I'll start with some belated thoughts on the Open Source AI definition that was released last week. At IndiaFOSS in September this year, I spoke about the OSAID and urged people to give feedback on it. I was concerned that people weren't following a very important development closely enough. A version of the talk was published on the OSI blog that sparked some discussion on the OSI forum, but this wasn't a conversation that I wanted to casually dip into. I am sharing here, some more considered reflections.
Some background- Tattle's work is open source and has always had a machine learning (AI) component to it. While the open source AI rhetoric reached a crescendo with the release of large language models, it has been background chatter as far back as I can remember. ML developers thinking about licenses have had to do the math of openness based on the components they've used. Questions we've asked ourselves in context of Feluda- is it open source if it relies on Resnet? BERT? What if we use Google Cloud Vision API as one layer of data processing? These were also questions that we had to answer when submitting Feluda to the DPGA registry. And then again, for Uli.

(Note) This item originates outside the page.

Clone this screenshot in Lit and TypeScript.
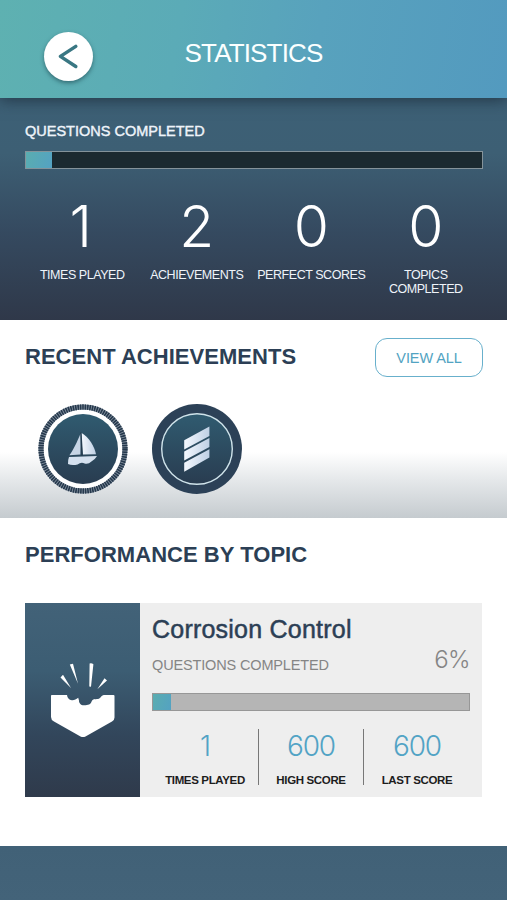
import { LitElement, html, css, svg } from "lit";
import { customElement, property } from "lit/decorators.js";

const summary = [
  { value: "1", label: "TIMES PLAYED" },
  { value: "2", label: "ACHIEVEMENTS" },
  { value: "0", label: "PERFECT SCORES" },
  { value: "0", label: "TOPICS COMPLETED" },
];

const scores = [
  { value: "1", label: "TIMES PLAYED" },
  { value: "600", label: "HIGH SCORE" },
  { value: "600", label: "LAST SCORE" },
];

const badgeDefs = svg`
  <defs>
    <linearGradient id="disc" x1="0" y1="0" x2="0" y2="1">
      <stop offset="0" stop-color="#305b70" />
      <stop offset="1" stop-color="#293c50" />
    </linearGradient>
    <linearGradient id="shine" x1="0" y1="0" x2="1" y2="0">
      <stop offset="0" stop-color="#f4f8fe" />
      <stop offset="1" stop-color="#bfd0e4" />
    </linearGradient>
  </defs>`;

@customElement("progress-bar")
class ProgressBar extends LitElement {
  @property({ type: Number }) value = 0;

  static styles = css`
    :host {
      display: block;
      box-sizing: border-box;
      height: 18px;
      border: 1px solid var(--bar-border);
      background: var(--bar-track);
    }
    .fill {
      height: 100%;
      background: linear-gradient(110deg, #5aadb0, #54a2c2);
    }
  `;

  render() {
    return html`<div class="fill" style="width:${this.value}%"></div>`;
  }
}

@customElement("app-root")
class AppRoot extends LitElement {
  static styles = css`
    :host {
      display: flex;
      flex-direction: column;
      box-sizing: border-box;
      height: 900px;
      background: #fff;
      font-family: "Liberation Sans", Arial, sans-serif;
      color: #2c3f55;
      overflow: hidden;
    }
    h1, h2, h3, p { margin: 0; }
    .header {
      position: relative;
      z-index: 1;
      flex: none;
      height: 98px;
      display: grid;
      grid-template-columns: 93px 1fr 93px;
      box-sizing: border-box;
      padding-top: 32px;
      background: linear-gradient(100deg, #5eb1b1 0%, #5babb7 35%, #58a2bd 62%, #539abf 100%);
      box-shadow: 0 2px 14px rgba(20, 32, 44, 0.65);
    }
    .back {
      justify-self: end;
      width: 49px;
      height: 49px;
      padding: 0;
      border: 0;
      border-radius: 50%;
      background: #fff;
      box-shadow: 0 2px 4px rgba(25, 65, 75, 0.6);
    }
    .back svg { display: block; }
    .title {
      text-align: center;
      font-weight: 400;
      font-size: 26px;
      line-height: 30px;
      padding-top: 6px;
      letter-spacing: -0.85px;
      color: #fbffff;
    }
    .summary {
      flex: none;
      height: 222px;
      box-sizing: border-box;
      padding: 25px 24px 0 25px;
      background: linear-gradient(#3d6076 0%, #3d5f74 25%, #354a60 60%, #2f3849 100%);
      color: #eff4fa;
    }
    .caption {
      font-size: 14.5px;
      line-height: 17px;
      -webkit-text-stroke: 0.4px currentColor;
    }
    .summary progress-bar {
      --bar-border: #84939a;
      --bar-track: #1b2a30;
      margin-top: 11px;
    }
    .stats {
      display: grid;
      grid-template-columns: repeat(4, 1fr);
      margin-top: 29px;
      text-align: center;
    }
    .big {
      font: 300 57px/58px Inter, sans-serif;
      color: #fff;
    }
    .stat:first-child .big { padding-right: 3px; }
    .label {
      width: 110px;
      margin: 13px auto 0;
      font-size: 12.5px;
      line-height: 13.5px;
      letter-spacing: -0.45px;
    }
    .stat:last-child .label { width: 80px; }
    .achievements {
      flex: none;
      height: 198px;
      box-sizing: border-box;
      padding: 18px 24px 0 25px;
      background: linear-gradient(#fff 0, #fff 132px, #e5e8ea 160px, #c5cbcf 198px);
    }
    .bar {
      display: flex;
      justify-content: space-between;
      align-items: center;
    }
    .heading {
      font-size: 22px;
      line-height: 26px;
      font-weight: 700;
      letter-spacing: 0.03px;
    }
    .bar .heading { padding-bottom: 2px; }
    .view {
      box-sizing: border-box;
      width: 108px;
      height: 39px;
      border: 1.5px solid #68b0cc;
      border-radius: 12px;
      background: none;
      padding: 0;
      font: 14.5px "Liberation Sans", Arial, sans-serif;
      letter-spacing: -0.1px;
      color: #52a3c2;
    }
    .badges {
      display: flex;
      gap: 24px;
      padding: 27px 0 0 12.5px;
    }
    .badges svg { display: block; }
    .topics {
      flex: 1;
      padding: 24px 25px 0 25px;
    }
    .card {
      display: grid;
      grid-template-columns: 115px 1fr;
      height: 194px;
      margin-top: 35px;
      background: #eee;
    }
    .art {
      display: grid;
      background: linear-gradient(#426278 0%, #3c5d73 35%, #32465b 68%, #2f3a4b 100%);
    }
    .detail {
      padding: 12px 12px 0 12px;
    }
    .name {
      font-weight: 400;
      font-size: 25px;
      line-height: 28px;
      letter-spacing: 0.22px;
      -webkit-text-stroke: 0.5px currentColor;
    }
    .meta {
      display: flex;
      justify-content: space-between;
      height: 29px;
      color: #858585;
    }
    .meta .text {
      font-size: 14.5px;
      line-height: 17px;
      letter-spacing: -0.15px;
      padding-top: 14px;
    }
    .meta .percent {
      font: 300 24px/28px Inter, sans-serif;
      letter-spacing: -0.6px;
      padding-top: 3px;
    }
    .detail progress-bar {
      --bar-border: #979797;
      --bar-track: #b5b5b5;
      margin-top: 21px;
    }
    .scores {
      display: grid;
      grid-template-columns: 107px 105px 1fr;
      margin-top: 18px;
      text-align: center;
    }
    .score {
      height: 56px;
      box-sizing: border-box;
      border-right: 1px solid #777;
    }
    .score:last-child { border: 0; }
    .num {
      font: 300 28px/34px Inter, sans-serif;
      letter-spacing: -1.2px;
      color: #52a3c5;
    }
    .tag {
      font-weight: 700;
      font-size: 11.5px;
      line-height: 14px;
      letter-spacing: -0.35px;
      color: #1d1d1d;
      margin-top: 10px;
      white-space: nowrap;
    }
    .footer {
      flex: none;
      height: 54px;
      background: linear-gradient(#416177, #436379);
    }
  `;

  sailBadge() {
    return html`<svg width="90" height="90" viewBox="0 0 90 90">
      ${badgeDefs}
      <circle cx="45" cy="45" r="44.5" fill="#fff" />
      <circle cx="45" cy="45" r="42" fill="none" stroke="#8794a2" stroke-width="5" />
      <circle cx="45" cy="45" r="42" fill="none" stroke="#25384c" stroke-width="5.4" stroke-dasharray="1.6 0.8" />
      <circle cx="45" cy="45" r="35" fill="url(#disc)" />
      <path d="M42.6 29.5C38.5 39 36 45 31.4 51.2L42.4 50.4Z" fill="#c7d5e5" />
      <path d="M43.6 29C50.5 33 56.5 42 58 50.3L45 50.6Z" fill="url(#shine)" />
      <path d="M42.8 28.5L44 52" stroke="#23384c" stroke-width="1" />
      <path d="M31 53L59 52Q57 55.8 53.4 57.4Q50.4 60.4 46.6 59.4Q43.2 57.6 39.6 60.4Q34 61.8 30 60Q29.8 56 31 53Z" fill="#d5e1ef" />
    </svg>`;
  }

  stripeBadge() {
    return html`<svg width="90" height="90" viewBox="0 0 90 90">
      ${badgeDefs}
      <circle cx="45" cy="45" r="45" fill="#2c4157" />
      <circle cx="45" cy="45" r="35.3" fill="url(#disc)" stroke="#cfe3ea" stroke-width="1.4" />
      <path d="M32.2 36.2L57.4 22.4V32L32.2 45.6Z M32.2 47.6L57.4 34V43L32.2 56.6Z M32.2 58.8L57.4 45.2V53.6L32.2 67.8Z" fill="url(#shine)" />
    </svg>`;
  }

  corrosionArt() {
    return html`<svg width="115" height="194" viewBox="0 0 115 194" fill="#fff">
      <path d="M26.8 92H42C42.3 95 44 96.8 46.8 97.2C49.3 97.4 51 96.4 53.2 94.8L54 97.5C53.8 100 56 102.6 59.3 102.3C63 102.2 65.8 101.3 66.7 98.2C67.6 95.8 70 96.4 73 96C75.6 95.7 76 92.4 79 92H88.5Q89.5 92 89.5 93V114.5Q89.5 117 87 118.6L60.5 133.4Q58 134.8 55.5 133.4L29 118.6Q26 117 26 114V92.8Q26 92 26.8 92Z" />
      <path d="M35.5 74.6L38 71.8L46 85Z M44.8 61.5L48 60.8L53 80.8Z M64.6 60.4Q66.8 59.8 68.4 61.2L66 83.8L64.3 83.6Z M79.5 75.2L82 77.5L72.3 86.2Z" />
    </svg>`;
  }

  render() {
    return html`
      <header class="header">
        <button class="back" aria-label="Back">
          <svg width="49" height="49" viewBox="0 0 49 49" fill="none" stroke="#397783" stroke-width="3.5" stroke-linecap="round" stroke-linejoin="round">
            <path d="M31.8 14.4L16.4 24.4L31.8 34.5" />
          </svg>
        </button>
        <h1 class="title">STATISTICS</h1>
      </header>
      <section class="summary">
        <p class="caption">QUESTIONS COMPLETED</p>
        <progress-bar .value=${5.6}></progress-bar>
        <div class="stats">
          ${summary.map((s) => html`<div class="stat"><div class="big">${s.value}</div><div class="label">${s.label}</div></div>`)}
        </div>
      </section>
      <section class="achievements">
        <div class="bar">
          <h2 class="heading">RECENT ACHIEVEMENTS</h2>
          <button class="view">VIEW ALL</button>
        </div>
        <div class="badges">${this.sailBadge()}${this.stripeBadge()}</div>
      </section>
      <section class="topics">
        <h2 class="heading">PERFORMANCE BY TOPIC</h2>
        <div class="card">
          <div class="art">${this.corrosionArt()}</div>
          <div class="detail">
            <h3 class="name">Corrosion Control</h3>
            <div class="meta"><span class="text">QUESTIONS COMPLETED</span><span class="percent">6%</span></div>
            <progress-bar .value=${5.7}></progress-bar>
            <div class="scores">
              ${scores.map((s) => html`<div class="score"><div class="num">${s.value}</div><div class="tag">${s.label}</div></div>`)}
            </div>
          </div>
        </div>
      </section>
      <footer class="footer"></footer>
    `;
  }
}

I am not privy to the events that led OSI to start the consultation process. Some blogs implied that it was Meta's misuse of calling Llama Open Source. But from my perspective, there has been plenty of small scale (mis)use of the open source language in AI predating the genAI boom. It just didn't hit the media scrutiny and public debate scale. The curse of the success of open source is that it has become a common noun to refer to a whole range of things that it wasn't originally intended for. 'Open source → good' has been used as discursive technique to sidestep constitutional oversight of public infrastructure in India. Perhaps that makes me more sensitive to the misuse of the term open source. Even if I didn't want to call out other projects for what I saw was wrong use, I surely didn't want Tattle to lower the signal-to-noise ratio, by calling something open source when it wasn't clear what it meant. I have welcomed clarity on what open source AI means.
To be clear- that the definition requires developers to not open data makes me uncomfortable. I don't trust research that doesn't publish its data. It is also harder to understand research without its data. Ten minutes with a CSV dump is worth more than two hours on a dataset paper. The aspirational position that the Software Freedom Conservancy put out on the use of GenAI in programming is inspiring. There is a world in which the pressure to open source everything along the AI value chain will result in more responsible data collection, and maybe even alternative models of AI development. But pragmatically, we can't reverse the last decade of AI development trajectory. The data guzzling drive is some time from abating. And we can't open data for all domains- not on individuals' reproductive health, not on individual spending patterns.
The choices for an OSAID definition weren't great. Be maximalist about openness on all fronts and leave out whole range of AI applications. Compromise on openness of data and reduce the degree of four freedoms. But a definition means standing on solid ground rather than shifting sands. AI is a different technical artifact than software, making it difficult to come up with a clean definition. But it derives from (open source) software innovation. Entities- and not just Meta- were using open source to describe their work, even in the absence of a definition. Open source licenses are also mental shortcuts to understand something important about a software project. But, any invocation of open source in AI would confuse rather than clarify.
The flaws of the definition aside, I am relieved that we can now (for the most part) objectively evaluate claims. Even if the OSAID definition 'fails' long term, I think the process has been a success. Here are two possible 'failure' outcomes, which to me are still good outcomes:
Over time we realize that the OSAID definition doesn't imply the same goodness as the Open Source Definition (OSD). Some other process results in another definition and over the years it gathers the same social support as the OSD. It may or may not not be called the open source AI definition but, to quote Gallileo, the essence of things comes first. Names come after.
The rhetoric of openness in AI will lose weight. People find other/better ways of describing goodness and responsibility in AI. We all just give up on saying anything about open source in AI (and call out the ones who do). I don't think we could get to this point without having tried our hands at a definition.
For someone who wasn't in FOSS in early 2000s, it is hard to know if this process was more or less heated than the OSD consultation. Reading all the blogs and forums however, has reminded me about all that I love about the FOSS community. Working on online harms means that I am used to staring at the worst of human discourse. I don't take people disagreeing passionately yet respectfully, for granted. At present, AI appears to operate under a strong centripetal force of a few large corporations. But I trust the FOSS community to passionately push for a bigger space for public interest and get us to a better definition, if this doesn't serve the purpose. For now, we're ready to work with this one.